Makes me think of a Marcus Aurelius quote…
Take away your opinion, and then there is taken away the complaint: “I have been harmed.” Take away the complaint that “I have been harmed” and the harm is taken away.
It’s no one’s problem but your own and no one can fix your problems but you.
And when a member of high status within their cult turns out to be a peado, they suddenly don’t care.
That same verse mentions adultery, yet somehow these same people think Trump is a holy man of god…

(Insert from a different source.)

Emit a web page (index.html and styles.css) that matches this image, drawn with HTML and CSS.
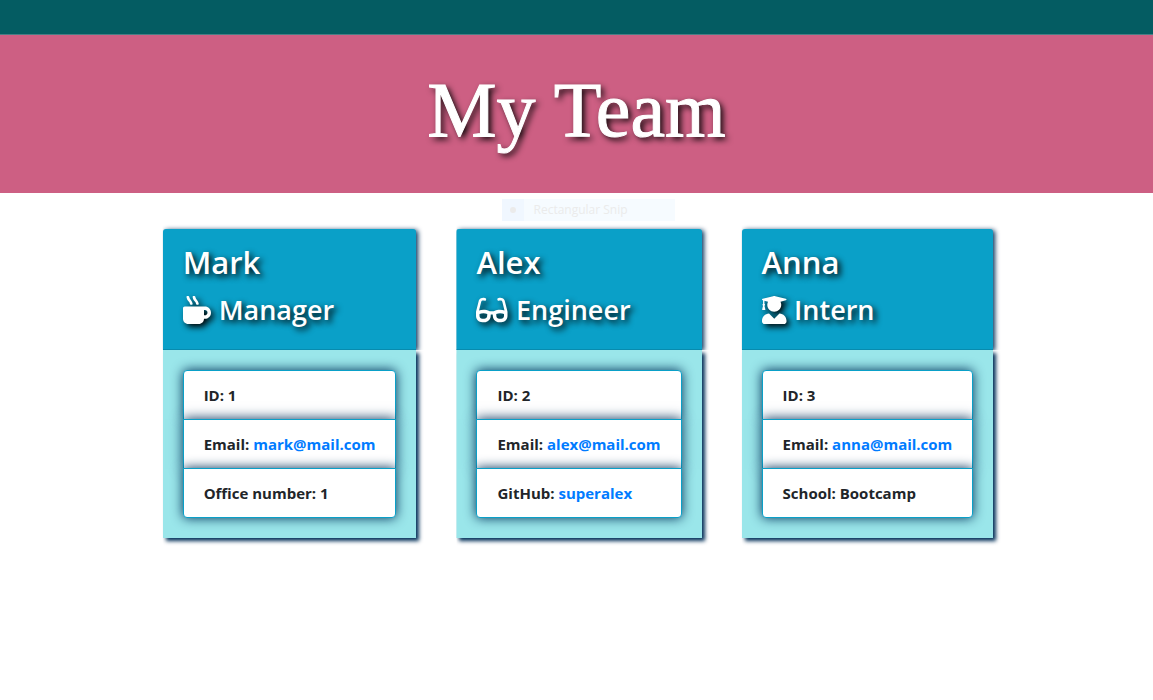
FILE: index.html
```html
<!DOCTYPE html>
<html lang="en">
<head>
<meta charset="utf-8">
<meta name="viewport" content="width=device-width, initial-scale=1">
<title>My Team</title>
<link rel="stylesheet" href="styles.css">
</head>
<body>
<div class="topbar"></div>
<header class="banner"><h1 class="banner-title">My Team</h1></header>
<div class="snip"><span class="snip-mark"><span class="snip-dot"></span></span><span class="snip-label">Rectangular Snip</span></div>
<main class="team">
  <section class="card">
    <div class="card-header">
      <h2 class="name">Mark</h2>
      <h3 class="role"><svg class="icon" viewBox="0 0 512 512" aria-hidden="true"><path d="M127.1 146.5c1.3 7.7 8 13.5 16 13.5h16.5c9.8 0 17.6-8.5 16.3-18-3.8-28.2-16.4-54.2-36.6-74.7-14.4-14.7-23.6-33.3-26.4-53.5C111.8 5.9 105 0 96.8 0H80.4C70.6 0 63 8.5 64.1 18c3.9 31.9 18 61.3 40.6 84.4 12 12.2 19.7 27.5 22.4 44.1zm112 0c1.3 7.7 8 13.5 16 13.5h16.5c9.8 0 17.6-8.5 16.3-18-3.8-28.2-16.4-54.2-36.6-74.7-14.4-14.7-23.6-33.3-26.4-53.5C223.8 5.9 217 0 208.8 0h-16.4c-9.8 0-17.5 8.5-16.3 18 3.9 31.9 18 61.3 40.6 84.4 12 12.2 19.7 27.5 22.4 44.1zM400 192H32c-17.7 0-32 14.3-32 32v192c0 53 43 96 96 96h192c53 0 96-43 96-96h16c61.8 0 112-50.2 112-112s-50.2-112-112-112zm0 160h-16v-96h16c26.5 0 48 21.5 48 48s-21.5 48-48 48z"/></svg>Manager</h3>
    </div>
    <div class="card-body">
      <ul class="details">
        <li class="detail">ID: 1</li>
        <li class="detail">Email: <a class="link" href="mailto:mark@mail.com">mark@mail.com</a></li>
        <li class="detail">Office number: 1</li>
      </ul>
    </div>
  </section>
  <section class="card">
    <div class="card-header">
      <h2 class="name">Alex</h2>
      <h3 class="role"><svg class="icon" viewBox="0 0 576 512" aria-hidden="true"><path d="M574.1 280.37L528.75 98.66c-5.91-23.7-21.59-44.05-43-55.81-21.44-11.73-46.97-14.11-70.19-6.33l-15.25 5.08c-8.39 2.79-12.92 11.86-10.12 20.24l5.06 15.18c2.79 8.38 11.85 12.91 20.23 10.12l13.18-4.39c10.87-3.62 23-3.57 33.16 1.73 10.29 5.37 17.57 14.56 20.37 25.82l38.46 153.82c-22.19-6.81-49.79-12.46-81.2-12.46-34.77 0-73.98 7.02-114.85 26.74h-73.18c-40.87-19.74-80.08-26.75-114.86-26.75-31.42 0-59.02 5.65-81.21 12.46l38.46-153.83c2.79-11.25 10.09-20.45 20.38-25.81 10.16-5.3 22.28-5.35 33.15-1.73l13.17 4.39c8.38 2.79 17.44-1.74 20.23-10.12l5.06-15.18c2.8-8.38-1.73-17.45-10.12-20.24l-15.25-5.08c-23.22-7.78-48.75-5.41-70.19 6.33-21.41 11.77-37.09 32.11-43 55.8L1.9 280.37A64.218 64.218 0 0 0 0 295.86v70.25C0 429.01 51.58 480 115.2 480h37.12c60.28 0 110.37-45.94 114.88-105.37l2.93-38.63h35.75l2.93 38.63C313.31 434.06 363.4 480 423.68 480h37.12c63.62 0 115.2-50.99 115.2-113.88v-70.25c0-5.23-.64-10.43-1.9-15.5zm-370.72 89.42c-1.97 25.91-24.4 46.21-51.06 46.21H115.2C86.97 416 64 393.62 64 366.11v-37.54c18.12-6.49 43.4-12.91 72.58-12.91 23.86 0 47.26 4.33 69.93 12.92l-3.13 41.21zM512 366.12c0 27.51-22.97 49.88-51.2 49.88h-37.12c-26.67 0-49.1-20.3-51.06-46.21l-3.13-41.24c22.67-8.59 46.08-12.95 69.95-12.95 29.17 0 54.43 6.44 72.55 12.93v37.58z"/></svg>Engineer</h3>
    </div>
    <div class="card-body">
      <ul class="details">
        <li class="detail">ID: 2</li>
        <li class="detail">Email: <a class="link" href="mailto:alex@mail.com">alex@mail.com</a></li>
        <li class="detail">GitHub: <a class="link" href="#superalex">superalex</a></li>
      </ul>
    </div>
  </section>
  <section class="card">
    <div class="card-header">
      <h2 class="name">Anna</h2>
      <h3 class="role"><svg class="icon" viewBox="0 0 448 512" aria-hidden="true"><path d="M319.4 320.6L224 416l-95.4-95.4C57.1 323.7 0 382.2 0 454.4v9.6c0 26.5 21.5 48 48 48h352c26.5 0 48-21.5 48-48v-9.6c0-72.2-57.1-130.7-128.6-133.8zM13.6 79.8l6.4 1.5v58.4c-7 4.2-12 11.5-12 20.3 0 8.4 4.6 15.4 11.1 19.7L3.5 242c-1.7 6.9 2.1 14 7.6 14h41.8c5.5 0 9.3-7.1 7.6-14l-15.6-62.3C51.4 175.4 56 168.4 56 160c0-8.8-5-16.1-12-20.3V87.1l66 15.9c-8.6 17.2-14 36.4-14 57 0 70.7 57.3 128 128 128s128-57.3 128-128c0-20.6-5.3-39.8-14-57l96.3-23.2c18.2-4.4 18.2-27.1 0-31.5l-190.4-46c-13-3.1-26.7-3.1-39.7 0L13.6 48.2c-18.1 4.4-18.1 27.2 0 31.6z"/></svg>Intern</h3>
    </div>
    <div class="card-body">
      <ul class="details">
        <li class="detail">ID: 3</li>
        <li class="detail">Email: <a class="link" href="mailto:anna@mail.com">anna@mail.com</a></li>
        <li class="detail">School: Bootcamp</li>
      </ul>
    </div>
  </section>
</main>
</body>
</html>
```
FILE: styles.css
```css
* { box-sizing: border-box; }
body {
  margin: 0;
  background: #fff;
  color: #212529;
  font-family: "Segoe UI", "Open Sans", "Noto Sans", sans-serif;
  font-size: 16px;
  line-height: 24px;
}
h1, h2, h3, ul { margin: 0; padding: 0; font-weight: 600; }
.topbar {
  height: 35px;
  background: #045c62;
  border-bottom: 1px solid #4b7d85;
}
.banner {
  padding: 32px 16px 40px;
  background: #cd5f83;
  text-align: center;
}
.banner-title {
  color: #fff;
  font-family: "Source Serif Pro", "Liberation Serif", serif;
  font-size: 78px;
  font-weight: 400;
  line-height: 86px;
  text-shadow: 3px 3px 6px #000;
  -webkit-text-stroke: 1px #fff;
}
.snip {
  display: flex;
  align-items: center;
  width: 173px;
  height: 22px;
  margin: 6px 0 0 calc(50% - 75px);
  background: #f6fbff;
  color: #ebebeb;
  font-size: 12px;
}
.snip-mark {
  display: flex;
  align-items: center;
  justify-content: center;
  width: 22px;
  height: 22px;
  margin-right: 10px;
  background: #f0f7ff;
}
.snip-dot { width: 6px; height: 6px; border-radius: 50%; background: #ebebeb; }
.team {
  display: flex;
  flex-wrap: wrap;
  justify-content: center;
  gap: 40px;
  padding: 8px 16px 40px 19px;
}
.card-header {
  padding: 14px 20px 18px;
  background: #0aa0c8;
  border-bottom: 1px solid #088bae;
  border-radius: 3px 3px 0 0;
  box-shadow: 2px 1px 5px #023059;
  clip-path: inset(-8px -8px 0 0);
  color: #fff;
  text-shadow: 3px 3px 6px #000;
}
.name { margin-bottom: 8px; font-size: 31px; line-height: 38px; }
.role {
  display: flex;
  align-items: center;
  gap: 8px;
  font-size: 27px;
  line-height: 42px;
}
.icon {
  height: 28px;
  overflow: visible;
  fill: #fff;
  filter: drop-shadow(3px 3px 3px #000);
}
.card-body {
  padding: 20px;
  background: #9ae6ea;
  box-shadow: 3px 3px 4px #023059;
  clip-path: inset(0 -8px -8px 0);
}
.details { list-style: none; }
.detail {
  position: relative;
  padding: 12px 20px;
  background: #fff;
  border: 1px solid #0aa0c8;
  box-shadow: 0 0 12px #023059;
  font-size: 15px;
  font-weight: 700;
}
.detail + .detail { margin-top: -1px; }
.detail:first-child { border-radius: 4px 4px 0 0; }
.detail:last-child { border-radius: 0 0 4px 4px; }
.link { color: #007bff; text-decoration: none; }
```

I still can’t get over the story about how women should “get on their knees” for trump
The whole purpose of the chapter is about personal responsibility to protect your body like a temple, protect yourself against adultery because it will harm your relationships not just with God. Nothing about it said to tell people how to live their lives and it’s depressing that’s what the mainstream right thinks is okay.
But for real, those cargo shorts are an actual sin.
I actually like cargo capris haha. Excellent for rugged hiking in summer. Great for rock climbing in winter. Also super practical for music festivals and skating. The trick is to give off the “rocking it” vibe. Make your critics feel left out for being too insecure for cargo capris.
“3/4 cargos? Fucking loser.”
“Fuck yeah I am! Woooo!”
“…I wish I was him.”
This is a thoughtful analysis on cargo capris, thank you for sharing.
What do they not understand in “other people spirituality and sexuality is none of your business”?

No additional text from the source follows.